Swap services bridge Lightning and on-chain UTXOs. Submarine swaps let users acquire Lightning liquidity by sending on-chain BTC to a service that opens a channel.

Reverse swaps let users exit Lightning liquidity back to on-chain UTXOs. These services facilitate onboarding and rebalancing without requiring direct channel peers, paying on-chain fees for flexibility. Swaps introduce counterparty risk—the service must be trusted to complete the exchange—but they’re non-custodial in design, using HTLCs to enforce atomicity. Swap services have become essential infrastructure for Lightning usability, bridging the gap between on-chain holdings and off-chain spending capacity.
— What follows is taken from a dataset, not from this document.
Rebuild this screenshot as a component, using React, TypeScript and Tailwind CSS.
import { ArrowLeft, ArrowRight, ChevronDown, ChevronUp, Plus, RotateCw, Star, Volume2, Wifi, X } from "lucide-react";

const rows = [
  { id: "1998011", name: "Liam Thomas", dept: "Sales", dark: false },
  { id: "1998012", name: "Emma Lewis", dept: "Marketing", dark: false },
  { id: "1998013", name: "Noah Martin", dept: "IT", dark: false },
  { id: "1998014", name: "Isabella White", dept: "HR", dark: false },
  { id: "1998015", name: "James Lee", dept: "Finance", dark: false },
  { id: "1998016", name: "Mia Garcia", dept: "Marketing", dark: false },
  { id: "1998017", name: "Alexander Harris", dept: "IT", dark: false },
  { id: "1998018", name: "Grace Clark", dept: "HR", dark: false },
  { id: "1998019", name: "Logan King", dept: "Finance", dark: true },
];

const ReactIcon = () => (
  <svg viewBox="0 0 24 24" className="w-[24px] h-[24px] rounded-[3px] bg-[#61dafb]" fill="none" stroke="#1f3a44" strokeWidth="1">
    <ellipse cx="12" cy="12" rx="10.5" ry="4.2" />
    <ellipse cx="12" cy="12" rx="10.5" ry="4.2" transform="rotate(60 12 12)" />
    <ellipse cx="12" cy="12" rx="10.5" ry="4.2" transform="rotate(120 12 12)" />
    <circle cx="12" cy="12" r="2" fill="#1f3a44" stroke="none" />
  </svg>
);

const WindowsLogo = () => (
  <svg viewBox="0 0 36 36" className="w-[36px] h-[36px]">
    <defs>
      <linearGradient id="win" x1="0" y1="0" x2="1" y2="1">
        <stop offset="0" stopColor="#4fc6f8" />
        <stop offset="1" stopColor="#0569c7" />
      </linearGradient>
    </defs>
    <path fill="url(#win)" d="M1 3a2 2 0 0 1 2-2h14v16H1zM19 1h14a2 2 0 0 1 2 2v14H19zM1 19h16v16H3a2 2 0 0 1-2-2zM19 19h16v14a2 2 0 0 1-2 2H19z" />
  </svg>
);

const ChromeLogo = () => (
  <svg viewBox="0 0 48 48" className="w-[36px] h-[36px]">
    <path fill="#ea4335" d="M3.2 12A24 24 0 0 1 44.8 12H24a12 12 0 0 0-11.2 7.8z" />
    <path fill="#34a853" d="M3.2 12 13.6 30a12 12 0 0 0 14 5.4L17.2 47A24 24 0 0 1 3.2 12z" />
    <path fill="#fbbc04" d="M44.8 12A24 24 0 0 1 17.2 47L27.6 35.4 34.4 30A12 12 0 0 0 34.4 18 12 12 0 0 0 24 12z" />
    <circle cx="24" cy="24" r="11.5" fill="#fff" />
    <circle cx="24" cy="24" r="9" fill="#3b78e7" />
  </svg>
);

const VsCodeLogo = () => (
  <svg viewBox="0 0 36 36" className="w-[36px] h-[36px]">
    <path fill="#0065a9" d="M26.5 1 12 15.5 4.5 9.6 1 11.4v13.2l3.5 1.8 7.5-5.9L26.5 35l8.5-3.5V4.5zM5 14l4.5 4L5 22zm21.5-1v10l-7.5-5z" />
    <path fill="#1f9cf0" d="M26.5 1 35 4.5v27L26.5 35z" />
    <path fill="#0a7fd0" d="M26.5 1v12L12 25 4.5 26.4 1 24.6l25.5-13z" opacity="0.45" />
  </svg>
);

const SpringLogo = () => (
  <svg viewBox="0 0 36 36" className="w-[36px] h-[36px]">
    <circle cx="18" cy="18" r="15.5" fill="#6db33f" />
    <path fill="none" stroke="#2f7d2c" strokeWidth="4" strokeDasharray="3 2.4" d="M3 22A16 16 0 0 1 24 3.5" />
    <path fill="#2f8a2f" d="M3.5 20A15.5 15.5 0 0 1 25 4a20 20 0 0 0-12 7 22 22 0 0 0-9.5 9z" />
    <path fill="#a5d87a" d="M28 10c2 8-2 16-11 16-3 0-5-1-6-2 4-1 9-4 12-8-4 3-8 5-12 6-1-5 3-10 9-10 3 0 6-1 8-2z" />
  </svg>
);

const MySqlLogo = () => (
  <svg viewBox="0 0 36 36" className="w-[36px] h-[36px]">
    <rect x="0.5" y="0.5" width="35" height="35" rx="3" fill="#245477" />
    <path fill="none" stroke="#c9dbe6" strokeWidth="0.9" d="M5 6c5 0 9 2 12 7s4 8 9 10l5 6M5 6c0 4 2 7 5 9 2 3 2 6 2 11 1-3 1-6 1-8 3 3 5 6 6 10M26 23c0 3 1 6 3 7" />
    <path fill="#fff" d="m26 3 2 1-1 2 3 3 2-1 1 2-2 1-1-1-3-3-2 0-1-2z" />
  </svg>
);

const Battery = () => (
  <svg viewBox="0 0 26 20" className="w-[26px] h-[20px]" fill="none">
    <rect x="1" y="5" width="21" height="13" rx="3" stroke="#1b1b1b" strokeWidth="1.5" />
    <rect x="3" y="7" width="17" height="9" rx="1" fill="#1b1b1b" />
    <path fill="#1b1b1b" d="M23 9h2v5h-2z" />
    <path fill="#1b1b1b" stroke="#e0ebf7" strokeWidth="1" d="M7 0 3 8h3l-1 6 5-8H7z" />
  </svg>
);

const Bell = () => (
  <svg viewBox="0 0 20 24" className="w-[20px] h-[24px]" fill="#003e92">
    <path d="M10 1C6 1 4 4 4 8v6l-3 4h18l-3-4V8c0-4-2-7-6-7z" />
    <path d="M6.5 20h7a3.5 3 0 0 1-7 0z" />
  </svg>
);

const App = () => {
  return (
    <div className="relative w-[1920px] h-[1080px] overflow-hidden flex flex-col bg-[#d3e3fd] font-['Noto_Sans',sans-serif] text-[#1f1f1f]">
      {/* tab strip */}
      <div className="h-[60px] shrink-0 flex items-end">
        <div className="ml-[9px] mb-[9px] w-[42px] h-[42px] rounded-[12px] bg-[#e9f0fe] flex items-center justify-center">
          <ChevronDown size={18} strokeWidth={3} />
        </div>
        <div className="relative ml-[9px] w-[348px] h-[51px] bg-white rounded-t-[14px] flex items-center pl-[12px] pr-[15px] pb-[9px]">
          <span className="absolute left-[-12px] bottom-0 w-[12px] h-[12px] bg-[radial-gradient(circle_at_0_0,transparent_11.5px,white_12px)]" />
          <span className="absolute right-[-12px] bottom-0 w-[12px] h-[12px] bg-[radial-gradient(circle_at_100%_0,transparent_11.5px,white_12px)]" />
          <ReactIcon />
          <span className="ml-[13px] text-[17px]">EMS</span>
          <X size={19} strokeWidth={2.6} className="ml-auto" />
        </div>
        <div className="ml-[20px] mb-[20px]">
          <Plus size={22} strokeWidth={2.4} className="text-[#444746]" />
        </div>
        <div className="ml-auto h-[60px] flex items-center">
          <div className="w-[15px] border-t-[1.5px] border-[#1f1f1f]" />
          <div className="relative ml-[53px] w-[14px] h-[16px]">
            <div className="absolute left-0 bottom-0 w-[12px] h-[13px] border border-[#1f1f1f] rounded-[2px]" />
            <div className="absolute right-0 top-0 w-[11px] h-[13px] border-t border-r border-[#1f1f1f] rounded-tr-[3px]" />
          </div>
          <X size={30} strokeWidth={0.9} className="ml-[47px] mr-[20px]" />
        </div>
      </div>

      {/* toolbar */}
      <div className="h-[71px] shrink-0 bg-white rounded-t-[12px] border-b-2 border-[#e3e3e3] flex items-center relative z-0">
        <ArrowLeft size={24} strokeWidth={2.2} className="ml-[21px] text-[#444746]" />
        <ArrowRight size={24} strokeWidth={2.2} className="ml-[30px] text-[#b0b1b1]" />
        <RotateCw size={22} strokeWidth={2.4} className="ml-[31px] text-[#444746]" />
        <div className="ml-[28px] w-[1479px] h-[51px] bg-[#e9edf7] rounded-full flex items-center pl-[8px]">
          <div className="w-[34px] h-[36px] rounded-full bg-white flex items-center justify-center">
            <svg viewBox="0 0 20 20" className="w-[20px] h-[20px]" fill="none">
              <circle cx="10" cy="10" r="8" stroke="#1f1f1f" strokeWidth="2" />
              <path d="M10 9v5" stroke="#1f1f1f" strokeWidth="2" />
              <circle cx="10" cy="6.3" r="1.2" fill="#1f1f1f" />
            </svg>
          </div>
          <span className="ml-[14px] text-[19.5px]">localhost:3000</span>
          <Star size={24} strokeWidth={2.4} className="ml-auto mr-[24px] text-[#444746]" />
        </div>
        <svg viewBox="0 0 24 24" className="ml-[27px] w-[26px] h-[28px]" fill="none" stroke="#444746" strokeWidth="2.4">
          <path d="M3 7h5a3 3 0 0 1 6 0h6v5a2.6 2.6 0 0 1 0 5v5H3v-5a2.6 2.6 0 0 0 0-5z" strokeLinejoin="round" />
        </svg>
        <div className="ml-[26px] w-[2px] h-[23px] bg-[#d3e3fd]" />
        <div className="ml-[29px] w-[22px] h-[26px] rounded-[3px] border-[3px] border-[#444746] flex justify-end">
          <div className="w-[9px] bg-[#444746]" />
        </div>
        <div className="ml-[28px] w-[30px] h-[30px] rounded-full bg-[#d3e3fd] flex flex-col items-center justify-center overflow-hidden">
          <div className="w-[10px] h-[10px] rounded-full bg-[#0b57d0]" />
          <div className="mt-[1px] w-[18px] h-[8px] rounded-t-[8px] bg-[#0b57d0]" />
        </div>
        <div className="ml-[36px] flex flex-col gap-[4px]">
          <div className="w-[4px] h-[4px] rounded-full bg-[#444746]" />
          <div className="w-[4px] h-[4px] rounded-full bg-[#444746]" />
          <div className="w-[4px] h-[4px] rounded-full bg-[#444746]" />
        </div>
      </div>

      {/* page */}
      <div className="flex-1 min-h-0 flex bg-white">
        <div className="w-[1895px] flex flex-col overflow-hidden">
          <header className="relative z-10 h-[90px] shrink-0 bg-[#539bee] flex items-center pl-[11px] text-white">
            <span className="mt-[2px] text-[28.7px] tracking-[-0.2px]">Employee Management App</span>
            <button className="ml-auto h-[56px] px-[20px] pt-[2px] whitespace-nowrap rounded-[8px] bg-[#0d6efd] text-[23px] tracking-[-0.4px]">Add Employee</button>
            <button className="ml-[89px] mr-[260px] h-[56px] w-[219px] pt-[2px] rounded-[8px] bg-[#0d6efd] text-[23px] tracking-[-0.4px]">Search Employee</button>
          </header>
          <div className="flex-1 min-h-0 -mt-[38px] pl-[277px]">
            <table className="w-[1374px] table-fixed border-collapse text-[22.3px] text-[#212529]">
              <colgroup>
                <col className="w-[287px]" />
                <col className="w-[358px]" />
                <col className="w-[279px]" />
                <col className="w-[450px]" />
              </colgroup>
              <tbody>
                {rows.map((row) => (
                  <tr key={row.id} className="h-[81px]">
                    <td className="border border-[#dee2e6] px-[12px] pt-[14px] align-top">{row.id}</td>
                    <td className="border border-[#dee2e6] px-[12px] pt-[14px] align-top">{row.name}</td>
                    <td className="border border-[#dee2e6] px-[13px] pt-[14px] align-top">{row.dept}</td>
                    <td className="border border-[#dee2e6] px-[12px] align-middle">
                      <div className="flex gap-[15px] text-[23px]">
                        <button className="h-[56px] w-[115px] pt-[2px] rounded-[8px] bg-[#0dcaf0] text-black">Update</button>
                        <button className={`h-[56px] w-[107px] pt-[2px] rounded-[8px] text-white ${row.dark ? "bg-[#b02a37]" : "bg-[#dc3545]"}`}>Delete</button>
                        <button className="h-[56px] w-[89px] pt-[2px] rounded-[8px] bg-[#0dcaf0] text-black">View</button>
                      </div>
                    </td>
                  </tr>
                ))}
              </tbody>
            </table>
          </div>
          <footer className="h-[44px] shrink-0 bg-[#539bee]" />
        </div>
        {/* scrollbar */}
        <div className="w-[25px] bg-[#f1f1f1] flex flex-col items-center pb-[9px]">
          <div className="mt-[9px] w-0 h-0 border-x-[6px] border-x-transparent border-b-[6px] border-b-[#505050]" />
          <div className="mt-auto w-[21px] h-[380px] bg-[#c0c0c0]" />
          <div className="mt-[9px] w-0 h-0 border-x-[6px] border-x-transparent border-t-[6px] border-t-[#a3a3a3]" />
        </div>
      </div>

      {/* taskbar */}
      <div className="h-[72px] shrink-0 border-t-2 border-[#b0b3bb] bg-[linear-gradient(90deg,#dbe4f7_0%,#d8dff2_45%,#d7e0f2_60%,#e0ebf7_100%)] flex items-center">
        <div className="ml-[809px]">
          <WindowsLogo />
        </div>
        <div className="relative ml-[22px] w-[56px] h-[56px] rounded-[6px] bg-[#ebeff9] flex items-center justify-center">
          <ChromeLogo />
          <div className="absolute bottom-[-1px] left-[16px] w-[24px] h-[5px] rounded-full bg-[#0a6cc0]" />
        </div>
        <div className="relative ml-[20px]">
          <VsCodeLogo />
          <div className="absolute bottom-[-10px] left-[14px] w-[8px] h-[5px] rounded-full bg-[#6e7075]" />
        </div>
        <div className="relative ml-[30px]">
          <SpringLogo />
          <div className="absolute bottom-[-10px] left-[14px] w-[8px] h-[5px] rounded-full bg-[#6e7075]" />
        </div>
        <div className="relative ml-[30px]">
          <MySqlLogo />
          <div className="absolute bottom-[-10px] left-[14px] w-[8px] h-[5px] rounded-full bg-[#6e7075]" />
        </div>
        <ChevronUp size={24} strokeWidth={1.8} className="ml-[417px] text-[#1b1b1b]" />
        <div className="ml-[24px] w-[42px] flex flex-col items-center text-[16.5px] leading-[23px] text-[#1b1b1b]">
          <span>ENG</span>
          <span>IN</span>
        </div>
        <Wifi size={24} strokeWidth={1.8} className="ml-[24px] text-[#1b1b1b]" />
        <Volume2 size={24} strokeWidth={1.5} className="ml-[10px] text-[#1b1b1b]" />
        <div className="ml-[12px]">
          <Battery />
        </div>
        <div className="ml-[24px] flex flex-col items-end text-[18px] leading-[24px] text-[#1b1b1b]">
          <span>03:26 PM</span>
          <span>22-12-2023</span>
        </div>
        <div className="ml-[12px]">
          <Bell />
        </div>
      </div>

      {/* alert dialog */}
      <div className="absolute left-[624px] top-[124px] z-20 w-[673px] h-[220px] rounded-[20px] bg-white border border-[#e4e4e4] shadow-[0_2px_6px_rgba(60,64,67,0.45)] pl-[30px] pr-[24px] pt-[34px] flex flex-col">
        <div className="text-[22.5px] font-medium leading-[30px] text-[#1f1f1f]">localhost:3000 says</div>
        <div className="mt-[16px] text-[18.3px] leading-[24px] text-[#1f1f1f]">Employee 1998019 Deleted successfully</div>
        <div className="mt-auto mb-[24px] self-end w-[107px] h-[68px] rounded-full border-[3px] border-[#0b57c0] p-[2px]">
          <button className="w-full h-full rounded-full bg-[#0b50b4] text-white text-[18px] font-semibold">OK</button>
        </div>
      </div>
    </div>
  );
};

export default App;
Bridges to other networks are emerging but add trust assumptions. Lightning-compatible bridges to other assets or chains introduce custodial or protocol risks.

Users must assess whether cross-asset convenience justifies added complexity compared to staying within Bitcoin’s settlement assurances. Wrapped assets on Lightning require trust in the bridge operator to honor redemptions. Atomic swaps between Lightning and other chains remain experimental, with limited adoption. The tension here is clear: interoperability expands Lightning’s utility, but it dilutes the security guarantees that make Bitcoin valuable in the first place.

Lightning represents Bitcoin’s most mature Layer 2 solution—operational, growing, but still constrained by complexity and infrastructure gaps. It’s not a complete replacement for on-chain transactions. It’s a complementary layer optimized for small, frequent payments where latency and cost matter more than ultimate settlement assurance. The architecture works, but adoption depends on continued UX improvements, liquidity infrastructure, and education around tradeoffs.